▶ [What the task asks] Reproduce the material word for word; the images stay out.

──────

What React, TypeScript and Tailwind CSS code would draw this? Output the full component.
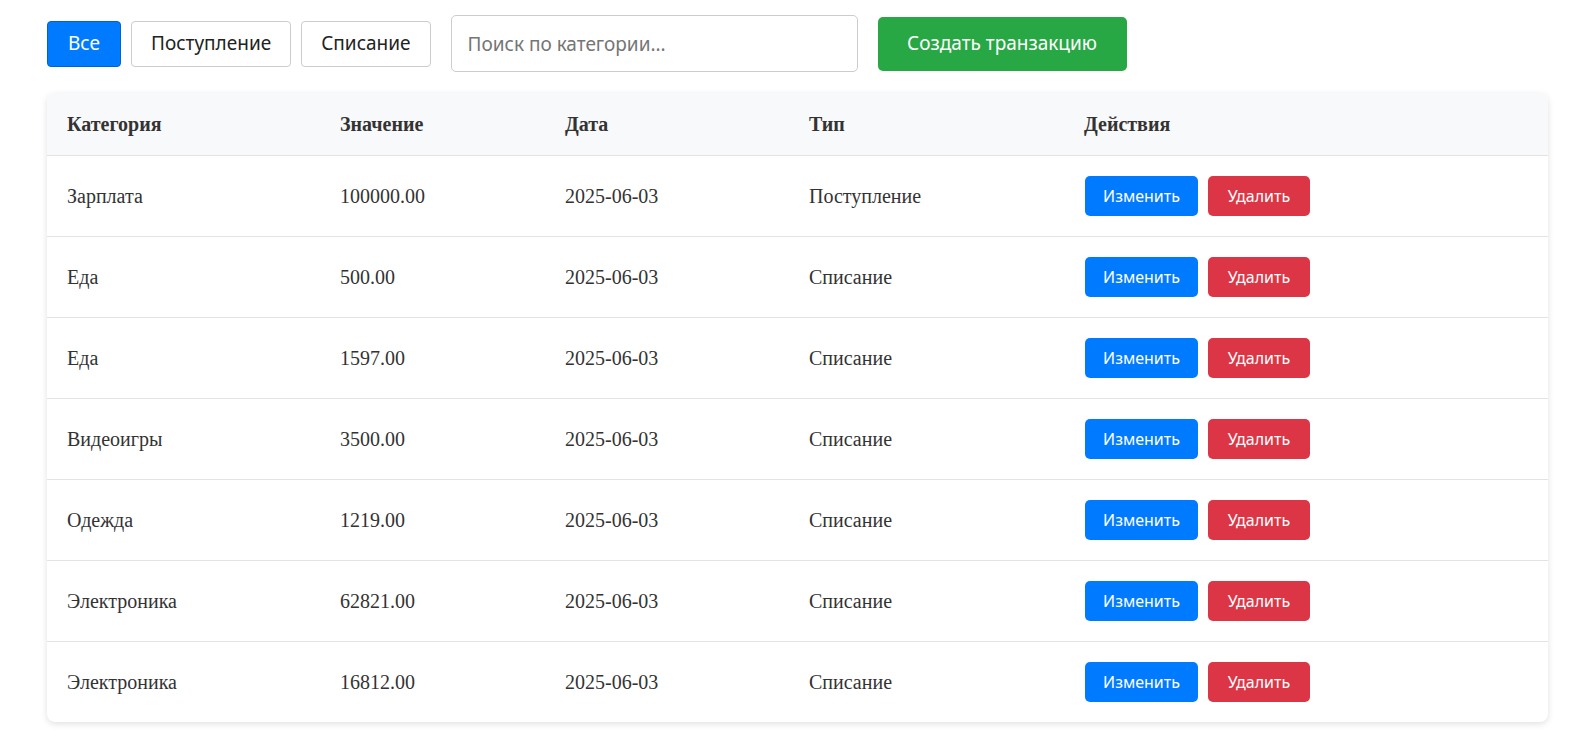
const rows = [
  { category: "Зарплата", value: "100000.00", date: "2025-06-03", type: "Поступление" },
  { category: "Еда", value: "500.00", date: "2025-06-03", type: "Списание" },
  { category: "Еда", value: "1597.00", date: "2025-06-03", type: "Списание" },
  { category: "Видеоигры", value: "3500.00", date: "2025-06-03", type: "Списание" },
  { category: "Одежда", value: "1219.00", date: "2025-06-03", type: "Списание" },
  { category: "Электроника", value: "62821.00", date: "2025-06-03", type: "Списание" },
  { category: "Электроника", value: "16812.00", date: "2025-06-03", type: "Списание" },
];

const sans = "font-['Noto_Sans',sans-serif]";

export default function App() {
  return (
    <main className="min-h-screen bg-white pl-[47px] pr-[39px] pt-[15px] font-['Liberation_Serif',serif] text-[#333]">
      <div className={`flex items-center gap-[10px] ${sans}`}>
        <button className="h-[46px] rounded-[4px] border border-[#0062cc] bg-[#007bff] px-[20px] text-[19px] text-white">
          Все
        </button>
        <button className="h-[46px] rounded-[4px] border border-[#ccc] bg-white px-[19px] text-[19px] text-[#222]">
          Поступление
        </button>
        <button className="h-[46px] rounded-[4px] border border-[#ccc] bg-white px-[19px] text-[19px] text-[#222]">
          Списание
        </button>
        <input
          placeholder="Поиск по категории..."
          className="mx-[10px] h-[57px] w-[407px] rounded-[5px] border border-[#ccc] px-[16px] text-[19px] outline-none placeholder:text-[#757575]"
        />
        <button className="h-[54px] w-[249px] rounded-[5px] bg-[#28a745] text-[19px] text-white">
          Создать транзакцию
        </button>
      </div>

      <div className="mt-[21px] w-[1501px] overflow-hidden rounded-[8px] bg-white shadow-[0_2px_6px_rgba(0,0,0,0.12)]">
        <table className="w-full table-fixed border-collapse text-left text-[20px]">
          <colgroup>
            <col className="w-[293px]" />
            <col className="w-[225px]" />
            <col className="w-[244px]" />
            <col className="w-[275px]" />
            <col />
          </colgroup>
          <thead>
            <tr className="h-[62px] border-b border-[#e3e3e3] bg-[#f8f9fa]">
              <th className="pl-[20px] font-bold">Категория</th>
              <th className="font-bold">Значение</th>
              <th className="font-bold">Дата</th>
              <th className="font-bold">Тип</th>
              <th className="font-bold">Действия</th>
            </tr>
          </thead>
          <tbody>
            {rows.map((r, i) => (
              <tr key={i} className="h-[81px] border-b border-[#e3e3e3] last:border-b-0">
                <td className="pl-[20px]">{r.category}</td>
                <td>{r.value}</td>
                <td>{r.date}</td>
                <td>{r.type}</td>
                <td>
                  <div className={`flex gap-[10px] pl-[1px] ${sans}`}>
                    <button className="h-[40px] w-[113px] rounded-[5px] bg-[#007bff] text-[16px] text-white">
                      Изменить
                    </button>
                    <button className="h-[40px] w-[102px] rounded-[5px] bg-[#dc3545] text-[16px] text-white">
                      Удалить
                    </button>
                  </div>
                </td>
              </tr>
            ))}
          </tbody>
        </table>
      </div>
    </main>
  );
}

──────

▶ [Task output]
What React, TypeScript and Tailwind CSS code would draw this? Output the full component.
const rows = [
  { category: "Зарплата", value: "100000.00", date: "2025-06-03", type: "Поступление" },
  { category: "Еда", value: "500.00", date: "2025-06-03", type: "Списание" },
  { category: "Еда", value: "1597.00", date: "2025-06-03", type: "Списание" },
  { category: "Видеоигры", value: "3500.00", date: "2025-06-03", type: "Списание" },
  { category: "Одежда", value: "1219.00", date: "2025-06-03", type: "Списание" },
  { category: "Электроника", value: "62821.00", date: "2025-06-03", type: "Списание" },
  { category: "Электроника", value: "16812.00", date: "2025-06-03", type: "Списание" },
];

const sans = "font-['Noto_Sans',sans-serif]";

export default function App() {
  return (
    <main className="min-h-screen bg-white pl-[47px] pr-[39px] pt-[15px] font-['Liberation_Serif',serif] text-[#333]">
      <div className={`flex items-center gap-[10px] ${sans}`}>
        <button className="h-[46px] rounded-[4px] border border-[#0062cc] bg-[#007bff] px-[20px] text-[19px] text-white">
          Все
        </button>
        <button className="h-[46px] rounded-[4px] border border-[#ccc] bg-white px-[19px] text-[19px] text-[#222]">
          Поступление
        </button>
        <button className="h-[46px] rounded-[4px] border border-[#ccc] bg-white px-[19px] text-[19px] text-[#222]">
          Списание
        </button>
        <input
          placeholder="Поиск по категории..."
          className="mx-[10px] h-[57px] w-[407px] rounded-[5px] border border-[#ccc] px-[16px] text-[19px] outline-none placeholder:text-[#757575]"
        />
        <button className="h-[54px] w-[249px] rounded-[5px] bg-[#28a745] text-[19px] text-white">
          Создать транзакцию
        </button>
      </div>

      <div className="mt-[21px] w-[1501px] overflow-hidden rounded-[8px] bg-white shadow-[0_2px_6px_rgba(0,0,0,0.12)]">
        <table className="w-full table-fixed border-collapse text-left text-[20px]">
          <colgroup>
            <col className="w-[293px]" />
            <col className="w-[225px]" />
            <col className="w-[244px]" />
            <col className="w-[275px]" />
            <col />
          </colgroup>
          <thead>
            <tr className="h-[62px] border-b border-[#e3e3e3] bg-[#f8f9fa]">
              <th className="pl-[20px] font-bold">Категория</th>
              <th className="font-bold">Значение</th>
              <th className="font-bold">Дата</th>
              <th className="font-bold">Тип</th>
              <th className="font-bold">Действия</th>
            </tr>
          </thead>
          <tbody>
            {rows.map((r, i) => (
              <tr key={i} className="h-[81px] border-b border-[#e3e3e3] last:border-b-0">
                <td className="pl-[20px]">{r.category}</td>
                <td>{r.value}</td>
                <td>{r.date}</td>
                <td>{r.type}</td>
                <td>
                  <div className={`flex gap-[10px] pl-[1px] ${sans}`}>
                    <button className="h-[40px] w-[113px] rounded-[5px] bg-[#007bff] text-[16px] text-white">
                      Изменить
                    </button>
                    <button className="h-[40px] w-[102px] rounded-[5px] bg-[#dc3545] text-[16px] text-white">
                      Удалить
                    </button>
                  </div>
                </td>
              </tr>
            ))}
          </tbody>
        </table>
      </div>
    </main>
  );
}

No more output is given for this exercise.